Lorelai’s comment sounds very much like a reference to The Andy Griffith Show, previously discussed. In the show, Opie Taylor (played by Ron Howard), is the young son of the town sheriff, Andy Taylor (played by Andy Griffith), who Opie called “Pa”. Many of their interactions ended with Opie saying, “Aw shucks, Pa”.

“I paraphrased Proust”

RORY: Well, having company is about making sacrifices.

LORELAI: Martha Stewart?

RORY: I paraphrased Proust.

Martha Stewart, previously discussed.

Rory refers to Marcel Proust, previously discussed, the author of In Search of Lost Time, a novel in seven volumes.

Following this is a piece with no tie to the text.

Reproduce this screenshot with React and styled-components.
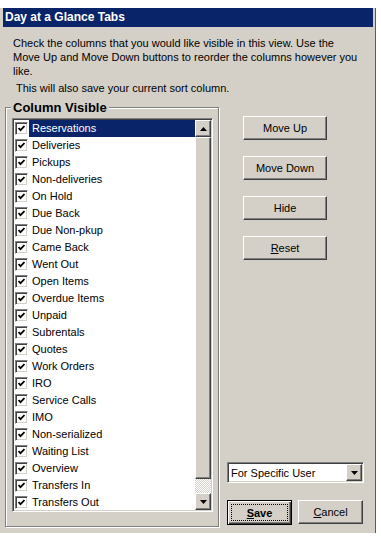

I’m not sure which part of Proust Rory is paraphrasing from. There are so many times that the author reflects on sacrifices made for other people, and for the benefit of society that it is difficult to choose. However, this sentence from The Guermantes Way, Vol 3 of the novel, stood out for me as possibly reflecting Rory’s feelings:

The same familiar spirit represented to Mme. de Guermantes the social duties of duchesses, of the foremost among them, that was, who like herself were multi-millionaires, the sacrifice to boring tea, dinner and evening parties of hours in which she might have read interesting books, as unpleasant necessities like rain, which Mme. de Guermantes accepted, letting play on them her biting humour, but without seeking in any way to justify her acceptance of them.

Rory also submits to social duties she finds boring, in a way Lorelai doesn’t, but like Mme. de Guermantes, she would probably prefer to be reading “interesting books”, and uses her sense of humour as a coping mechanism to get through them.

That does sound a lot like Rory’s attitude, and if so, suggests she thinks of entertaining her father and his girlfriend as a boring necessity. A big change from the previous season, when she was so thrilled to see Christopher in Stars Hollow. Is it just Sherry making the difference, or is some of the gilt coming off Christopher already?

If this is the source, it means Rory has read at least the first three volumes of In Search of Lost Time.